------ Supplied material
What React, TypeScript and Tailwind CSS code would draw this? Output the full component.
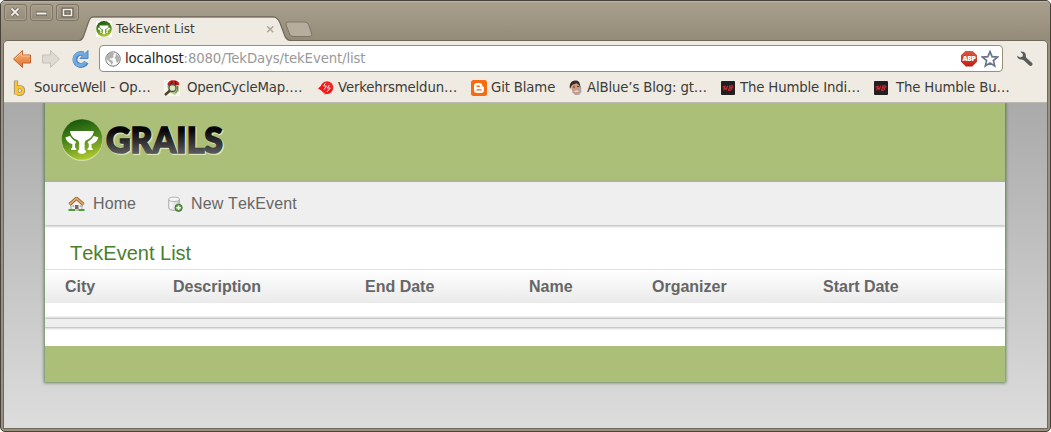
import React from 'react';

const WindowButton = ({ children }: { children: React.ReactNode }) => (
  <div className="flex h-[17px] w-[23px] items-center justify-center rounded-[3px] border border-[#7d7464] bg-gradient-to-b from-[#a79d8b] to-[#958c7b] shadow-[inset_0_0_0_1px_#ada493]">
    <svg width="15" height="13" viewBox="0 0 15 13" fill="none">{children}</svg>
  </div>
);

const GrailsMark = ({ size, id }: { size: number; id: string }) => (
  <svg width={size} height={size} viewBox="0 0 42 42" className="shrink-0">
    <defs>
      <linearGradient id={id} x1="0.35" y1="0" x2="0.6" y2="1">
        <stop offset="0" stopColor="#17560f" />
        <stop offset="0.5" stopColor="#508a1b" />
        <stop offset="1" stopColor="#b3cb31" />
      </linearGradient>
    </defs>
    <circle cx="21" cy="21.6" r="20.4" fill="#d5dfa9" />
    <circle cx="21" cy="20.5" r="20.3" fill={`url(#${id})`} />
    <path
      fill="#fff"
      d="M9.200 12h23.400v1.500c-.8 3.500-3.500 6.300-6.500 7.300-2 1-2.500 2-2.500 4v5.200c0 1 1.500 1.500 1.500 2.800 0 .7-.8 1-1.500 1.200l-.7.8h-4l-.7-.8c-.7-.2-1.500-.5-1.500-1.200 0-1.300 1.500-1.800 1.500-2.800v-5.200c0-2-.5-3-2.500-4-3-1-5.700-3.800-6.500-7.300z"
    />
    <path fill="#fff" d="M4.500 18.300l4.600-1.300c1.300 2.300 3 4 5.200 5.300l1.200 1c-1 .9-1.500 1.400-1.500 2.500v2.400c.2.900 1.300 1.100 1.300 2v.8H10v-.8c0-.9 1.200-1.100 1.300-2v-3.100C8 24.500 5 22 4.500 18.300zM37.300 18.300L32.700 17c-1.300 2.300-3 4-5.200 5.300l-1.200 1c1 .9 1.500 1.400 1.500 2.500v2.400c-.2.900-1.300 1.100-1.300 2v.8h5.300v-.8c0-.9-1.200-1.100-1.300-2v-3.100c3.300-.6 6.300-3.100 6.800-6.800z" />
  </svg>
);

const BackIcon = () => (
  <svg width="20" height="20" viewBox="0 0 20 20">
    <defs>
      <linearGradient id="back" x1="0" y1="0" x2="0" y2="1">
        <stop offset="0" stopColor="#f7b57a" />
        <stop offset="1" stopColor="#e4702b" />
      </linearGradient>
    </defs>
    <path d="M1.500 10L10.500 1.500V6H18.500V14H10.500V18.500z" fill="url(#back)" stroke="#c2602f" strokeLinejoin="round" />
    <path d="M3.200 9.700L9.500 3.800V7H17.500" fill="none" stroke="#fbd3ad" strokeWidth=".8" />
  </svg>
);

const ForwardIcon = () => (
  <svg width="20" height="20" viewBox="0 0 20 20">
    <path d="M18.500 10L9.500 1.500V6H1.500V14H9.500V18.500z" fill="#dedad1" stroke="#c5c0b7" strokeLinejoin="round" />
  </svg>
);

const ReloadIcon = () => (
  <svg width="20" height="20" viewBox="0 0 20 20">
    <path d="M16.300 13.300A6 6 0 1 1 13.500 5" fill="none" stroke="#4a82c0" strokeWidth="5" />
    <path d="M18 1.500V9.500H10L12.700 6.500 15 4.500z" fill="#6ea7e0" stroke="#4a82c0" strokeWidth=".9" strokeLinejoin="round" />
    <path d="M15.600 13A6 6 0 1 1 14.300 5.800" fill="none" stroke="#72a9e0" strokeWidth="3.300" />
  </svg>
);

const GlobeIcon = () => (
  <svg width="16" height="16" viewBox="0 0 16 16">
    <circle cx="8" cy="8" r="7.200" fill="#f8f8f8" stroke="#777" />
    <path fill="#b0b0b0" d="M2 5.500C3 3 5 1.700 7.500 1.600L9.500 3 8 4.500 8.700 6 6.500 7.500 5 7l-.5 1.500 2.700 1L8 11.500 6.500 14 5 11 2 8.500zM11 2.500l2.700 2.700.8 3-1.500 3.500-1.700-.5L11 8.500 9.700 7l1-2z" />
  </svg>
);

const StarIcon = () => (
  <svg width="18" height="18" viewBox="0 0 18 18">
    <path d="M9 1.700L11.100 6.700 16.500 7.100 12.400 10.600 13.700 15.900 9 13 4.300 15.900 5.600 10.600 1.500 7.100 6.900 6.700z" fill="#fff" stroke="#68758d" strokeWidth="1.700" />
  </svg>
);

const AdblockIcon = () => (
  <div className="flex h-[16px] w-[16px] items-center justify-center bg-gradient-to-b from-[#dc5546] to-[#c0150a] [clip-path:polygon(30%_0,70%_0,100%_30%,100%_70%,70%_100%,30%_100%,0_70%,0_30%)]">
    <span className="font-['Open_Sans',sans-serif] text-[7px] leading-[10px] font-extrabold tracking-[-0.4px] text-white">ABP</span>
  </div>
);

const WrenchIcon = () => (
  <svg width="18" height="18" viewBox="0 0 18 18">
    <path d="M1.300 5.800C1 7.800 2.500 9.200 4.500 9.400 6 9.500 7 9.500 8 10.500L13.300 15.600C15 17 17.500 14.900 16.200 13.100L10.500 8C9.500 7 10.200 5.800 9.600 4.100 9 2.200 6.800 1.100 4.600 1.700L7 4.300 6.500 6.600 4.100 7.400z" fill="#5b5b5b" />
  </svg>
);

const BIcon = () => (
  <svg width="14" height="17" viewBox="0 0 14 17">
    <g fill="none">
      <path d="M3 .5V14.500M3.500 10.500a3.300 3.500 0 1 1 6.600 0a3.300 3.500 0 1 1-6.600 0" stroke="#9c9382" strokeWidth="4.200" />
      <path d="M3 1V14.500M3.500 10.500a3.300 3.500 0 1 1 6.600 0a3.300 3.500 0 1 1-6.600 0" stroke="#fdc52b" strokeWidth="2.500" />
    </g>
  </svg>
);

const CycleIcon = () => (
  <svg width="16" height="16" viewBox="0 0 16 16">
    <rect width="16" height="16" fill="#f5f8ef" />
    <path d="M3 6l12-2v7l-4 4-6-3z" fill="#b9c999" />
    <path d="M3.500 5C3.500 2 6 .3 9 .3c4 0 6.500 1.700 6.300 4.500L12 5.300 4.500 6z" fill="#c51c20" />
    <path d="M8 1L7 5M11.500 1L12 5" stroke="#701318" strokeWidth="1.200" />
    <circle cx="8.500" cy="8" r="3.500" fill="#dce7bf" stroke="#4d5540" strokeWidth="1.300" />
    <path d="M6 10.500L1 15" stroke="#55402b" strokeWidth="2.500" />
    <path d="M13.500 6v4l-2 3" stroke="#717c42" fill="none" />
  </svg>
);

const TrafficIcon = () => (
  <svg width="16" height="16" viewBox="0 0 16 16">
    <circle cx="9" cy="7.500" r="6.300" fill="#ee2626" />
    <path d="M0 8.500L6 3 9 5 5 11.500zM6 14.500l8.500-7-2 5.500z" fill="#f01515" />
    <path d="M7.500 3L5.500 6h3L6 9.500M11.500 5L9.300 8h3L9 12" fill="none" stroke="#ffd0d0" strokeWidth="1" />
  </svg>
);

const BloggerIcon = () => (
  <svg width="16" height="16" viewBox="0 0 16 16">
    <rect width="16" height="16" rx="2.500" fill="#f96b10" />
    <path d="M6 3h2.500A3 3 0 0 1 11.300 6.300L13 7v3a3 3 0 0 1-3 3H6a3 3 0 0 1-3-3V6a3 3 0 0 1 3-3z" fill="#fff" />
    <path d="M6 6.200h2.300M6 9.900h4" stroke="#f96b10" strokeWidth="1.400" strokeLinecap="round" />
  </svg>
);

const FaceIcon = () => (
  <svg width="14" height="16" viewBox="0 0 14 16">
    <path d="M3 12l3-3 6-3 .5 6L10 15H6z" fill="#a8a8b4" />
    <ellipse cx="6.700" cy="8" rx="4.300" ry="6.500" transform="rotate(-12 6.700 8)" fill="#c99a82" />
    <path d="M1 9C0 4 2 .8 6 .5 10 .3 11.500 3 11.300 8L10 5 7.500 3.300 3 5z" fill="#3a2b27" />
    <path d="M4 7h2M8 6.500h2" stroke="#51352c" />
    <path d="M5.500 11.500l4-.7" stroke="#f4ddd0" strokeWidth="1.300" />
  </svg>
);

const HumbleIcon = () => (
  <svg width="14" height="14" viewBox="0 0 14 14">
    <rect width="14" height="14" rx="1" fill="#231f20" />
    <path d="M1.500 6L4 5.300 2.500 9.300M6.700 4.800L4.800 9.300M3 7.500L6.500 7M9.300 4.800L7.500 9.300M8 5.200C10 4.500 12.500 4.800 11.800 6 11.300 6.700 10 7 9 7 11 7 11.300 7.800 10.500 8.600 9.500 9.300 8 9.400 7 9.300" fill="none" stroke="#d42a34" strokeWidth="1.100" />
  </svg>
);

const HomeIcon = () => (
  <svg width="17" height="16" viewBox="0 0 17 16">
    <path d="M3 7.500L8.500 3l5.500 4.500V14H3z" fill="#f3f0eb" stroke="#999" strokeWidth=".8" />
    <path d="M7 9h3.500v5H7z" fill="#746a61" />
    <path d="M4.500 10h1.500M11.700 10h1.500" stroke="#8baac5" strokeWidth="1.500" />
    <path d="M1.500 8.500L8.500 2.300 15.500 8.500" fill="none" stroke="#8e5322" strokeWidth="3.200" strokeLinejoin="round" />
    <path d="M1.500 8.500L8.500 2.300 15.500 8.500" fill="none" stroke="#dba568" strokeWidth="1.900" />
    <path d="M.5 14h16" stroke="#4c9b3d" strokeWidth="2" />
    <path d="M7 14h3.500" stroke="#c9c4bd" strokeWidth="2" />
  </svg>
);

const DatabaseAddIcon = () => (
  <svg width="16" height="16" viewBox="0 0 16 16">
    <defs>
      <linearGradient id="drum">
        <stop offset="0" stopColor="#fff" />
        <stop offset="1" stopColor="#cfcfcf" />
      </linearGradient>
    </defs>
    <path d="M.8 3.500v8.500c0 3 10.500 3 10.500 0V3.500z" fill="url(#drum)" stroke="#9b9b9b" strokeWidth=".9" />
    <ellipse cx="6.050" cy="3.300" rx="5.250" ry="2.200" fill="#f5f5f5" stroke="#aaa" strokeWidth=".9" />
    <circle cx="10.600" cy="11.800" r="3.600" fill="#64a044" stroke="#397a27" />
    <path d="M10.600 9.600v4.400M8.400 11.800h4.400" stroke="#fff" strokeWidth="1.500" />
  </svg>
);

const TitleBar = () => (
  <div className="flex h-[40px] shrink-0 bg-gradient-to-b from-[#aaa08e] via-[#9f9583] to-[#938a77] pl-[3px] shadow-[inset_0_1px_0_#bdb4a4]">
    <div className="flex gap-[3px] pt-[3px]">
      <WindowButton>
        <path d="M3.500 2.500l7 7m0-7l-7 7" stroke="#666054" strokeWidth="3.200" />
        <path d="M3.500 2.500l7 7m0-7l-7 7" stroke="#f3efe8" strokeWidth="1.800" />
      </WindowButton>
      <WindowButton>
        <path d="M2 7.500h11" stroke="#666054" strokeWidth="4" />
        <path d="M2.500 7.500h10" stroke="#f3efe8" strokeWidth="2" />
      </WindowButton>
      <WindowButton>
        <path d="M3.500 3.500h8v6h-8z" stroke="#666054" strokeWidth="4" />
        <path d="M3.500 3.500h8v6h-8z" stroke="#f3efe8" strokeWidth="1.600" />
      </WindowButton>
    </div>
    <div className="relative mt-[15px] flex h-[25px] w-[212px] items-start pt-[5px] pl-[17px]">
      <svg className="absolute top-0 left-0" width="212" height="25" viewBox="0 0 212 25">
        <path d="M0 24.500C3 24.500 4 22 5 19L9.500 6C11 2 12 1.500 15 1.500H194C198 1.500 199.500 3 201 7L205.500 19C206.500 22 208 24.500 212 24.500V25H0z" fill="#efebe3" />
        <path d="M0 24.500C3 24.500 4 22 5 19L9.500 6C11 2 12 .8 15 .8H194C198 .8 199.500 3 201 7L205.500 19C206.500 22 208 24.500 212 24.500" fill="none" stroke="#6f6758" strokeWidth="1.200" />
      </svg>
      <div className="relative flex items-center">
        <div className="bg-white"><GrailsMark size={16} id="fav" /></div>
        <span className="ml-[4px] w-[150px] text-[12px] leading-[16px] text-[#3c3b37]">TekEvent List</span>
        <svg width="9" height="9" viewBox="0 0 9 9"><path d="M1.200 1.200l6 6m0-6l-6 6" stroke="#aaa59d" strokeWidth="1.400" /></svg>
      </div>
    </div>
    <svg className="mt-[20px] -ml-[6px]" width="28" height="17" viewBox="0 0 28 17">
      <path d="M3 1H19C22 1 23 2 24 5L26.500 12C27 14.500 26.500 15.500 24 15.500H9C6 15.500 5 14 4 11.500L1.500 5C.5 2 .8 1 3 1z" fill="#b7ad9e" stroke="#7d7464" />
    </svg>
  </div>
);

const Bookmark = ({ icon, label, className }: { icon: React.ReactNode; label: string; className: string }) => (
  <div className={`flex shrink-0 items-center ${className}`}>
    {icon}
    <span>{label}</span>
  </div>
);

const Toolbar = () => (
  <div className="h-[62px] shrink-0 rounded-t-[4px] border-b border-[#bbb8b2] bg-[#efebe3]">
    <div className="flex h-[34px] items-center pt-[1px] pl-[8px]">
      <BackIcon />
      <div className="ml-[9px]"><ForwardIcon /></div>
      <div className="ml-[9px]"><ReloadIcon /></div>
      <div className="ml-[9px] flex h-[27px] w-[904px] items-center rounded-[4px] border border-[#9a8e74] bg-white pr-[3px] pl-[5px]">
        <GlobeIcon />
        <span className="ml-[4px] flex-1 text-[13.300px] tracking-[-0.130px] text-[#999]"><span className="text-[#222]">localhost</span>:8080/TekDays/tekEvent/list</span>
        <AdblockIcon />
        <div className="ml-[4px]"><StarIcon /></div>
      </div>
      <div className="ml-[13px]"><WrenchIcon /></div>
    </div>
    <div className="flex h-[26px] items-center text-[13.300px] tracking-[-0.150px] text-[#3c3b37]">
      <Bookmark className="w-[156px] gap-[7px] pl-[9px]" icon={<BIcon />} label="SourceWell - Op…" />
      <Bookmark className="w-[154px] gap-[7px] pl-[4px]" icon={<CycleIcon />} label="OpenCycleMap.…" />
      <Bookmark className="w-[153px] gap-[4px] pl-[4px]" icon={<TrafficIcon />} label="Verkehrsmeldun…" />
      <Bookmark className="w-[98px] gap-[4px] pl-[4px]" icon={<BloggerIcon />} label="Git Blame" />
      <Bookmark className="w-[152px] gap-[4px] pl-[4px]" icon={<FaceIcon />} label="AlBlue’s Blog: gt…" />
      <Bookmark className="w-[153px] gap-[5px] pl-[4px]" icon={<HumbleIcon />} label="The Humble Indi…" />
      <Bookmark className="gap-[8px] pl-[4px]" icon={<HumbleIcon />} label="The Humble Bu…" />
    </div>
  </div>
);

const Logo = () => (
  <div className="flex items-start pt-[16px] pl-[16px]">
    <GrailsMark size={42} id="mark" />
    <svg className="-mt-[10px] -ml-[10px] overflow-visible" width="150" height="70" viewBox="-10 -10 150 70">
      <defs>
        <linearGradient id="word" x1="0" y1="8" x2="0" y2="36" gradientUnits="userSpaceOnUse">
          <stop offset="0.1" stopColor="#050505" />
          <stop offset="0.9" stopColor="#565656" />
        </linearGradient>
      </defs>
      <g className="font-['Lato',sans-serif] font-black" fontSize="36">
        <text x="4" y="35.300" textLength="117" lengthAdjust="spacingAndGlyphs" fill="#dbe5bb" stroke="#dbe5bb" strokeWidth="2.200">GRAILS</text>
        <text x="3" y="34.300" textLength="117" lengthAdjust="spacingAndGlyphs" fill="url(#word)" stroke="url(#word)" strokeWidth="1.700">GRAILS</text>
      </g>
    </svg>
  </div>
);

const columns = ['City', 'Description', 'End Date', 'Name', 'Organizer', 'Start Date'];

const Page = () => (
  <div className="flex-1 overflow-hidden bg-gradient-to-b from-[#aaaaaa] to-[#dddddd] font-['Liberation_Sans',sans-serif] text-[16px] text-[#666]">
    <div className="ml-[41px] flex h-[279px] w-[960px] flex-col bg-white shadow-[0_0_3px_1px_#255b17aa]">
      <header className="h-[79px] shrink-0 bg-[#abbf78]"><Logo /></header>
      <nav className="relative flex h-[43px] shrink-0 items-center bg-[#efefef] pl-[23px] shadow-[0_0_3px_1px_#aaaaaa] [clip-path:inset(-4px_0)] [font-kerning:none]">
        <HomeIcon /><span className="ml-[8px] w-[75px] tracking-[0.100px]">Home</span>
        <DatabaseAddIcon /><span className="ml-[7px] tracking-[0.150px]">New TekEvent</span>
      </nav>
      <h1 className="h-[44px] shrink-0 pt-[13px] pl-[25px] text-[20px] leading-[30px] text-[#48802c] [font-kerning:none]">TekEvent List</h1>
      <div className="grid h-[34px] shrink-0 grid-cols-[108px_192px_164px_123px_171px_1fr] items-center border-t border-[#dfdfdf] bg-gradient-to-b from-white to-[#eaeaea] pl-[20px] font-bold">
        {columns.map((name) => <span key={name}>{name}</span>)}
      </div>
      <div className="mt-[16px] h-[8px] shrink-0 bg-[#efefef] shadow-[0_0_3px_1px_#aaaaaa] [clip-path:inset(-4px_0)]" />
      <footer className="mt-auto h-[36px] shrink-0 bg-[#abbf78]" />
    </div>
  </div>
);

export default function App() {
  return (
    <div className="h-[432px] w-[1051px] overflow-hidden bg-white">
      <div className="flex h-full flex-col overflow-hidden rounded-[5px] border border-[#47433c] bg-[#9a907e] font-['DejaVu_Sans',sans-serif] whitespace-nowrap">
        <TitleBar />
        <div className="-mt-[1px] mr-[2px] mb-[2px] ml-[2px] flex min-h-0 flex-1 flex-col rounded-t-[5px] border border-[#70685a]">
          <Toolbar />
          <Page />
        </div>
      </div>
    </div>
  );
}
------------
■ Problem to solve
Exactly reproduce the run of lines from the start of the listing through the line with "import React from 'react';", inclusive; pictures are not copied.

■ Task response
What React, TypeScript and Tailwind CSS code would draw this? Output the full component.
import React from 'react';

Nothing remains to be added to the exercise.